Kerry's Vietnam exploits serve as campaign ammoBy Tom Blackburn, special to The Palm Beach Post
Sunday, March 7, 2004
When John F. Kennedy announced for the presidency, he had the benefit of PT 109, a book about his World War II exploits, by a noted journalist, Robert Donovan. John F. Kerry opened his campaign with help from a book by Douglas Brinkley, a noted historian whose last book was a biography of Henry Ford and his motor company.
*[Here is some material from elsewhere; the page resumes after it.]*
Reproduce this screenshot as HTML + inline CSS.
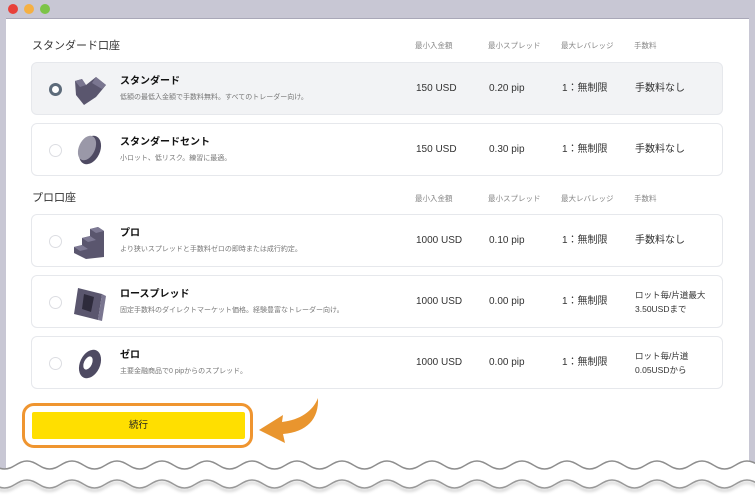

Tour of Duty is mostly about Kerry's service in Vietnam -- in which he won the Silver Star, Bronze Star and was wounded three times -- and his antiwar opposition with Vietnam Veterans Against the War when he got home. Access to Kerry's journals and letters to his family and first wife are probably what sold Brinkley on writing what has to be, in effect, a campaign biography. If the campaign comes to nothing, though, his book will still stand as a popular account of what service was like in the "brown water Navy" that patrolled the rivers and canals of Vietnam in 1967-'69.
The Patrol Craft Fast (PCF) Kerry commanded was the smaller cousin of the World War II Patrol Torpedo boat, but, instead of operating in open waters it ran through tight places where the foliage on riverbanks was sometimes close enough to brush the boat's antennas and where there often wasn't room to turn around.
The Navy used the boats to "show the flag" in enemy Viet Cong territory, although the mission -- as the skippers slowly realized -- didn't make much sense. A boat would cruise down a river until it came under fire, then spray the banks with machine gun and mortar rounds. The sailors seldom knew if they hit anything. They suspected the people who shot first popped down their "spider holes" and waited out the return barrage.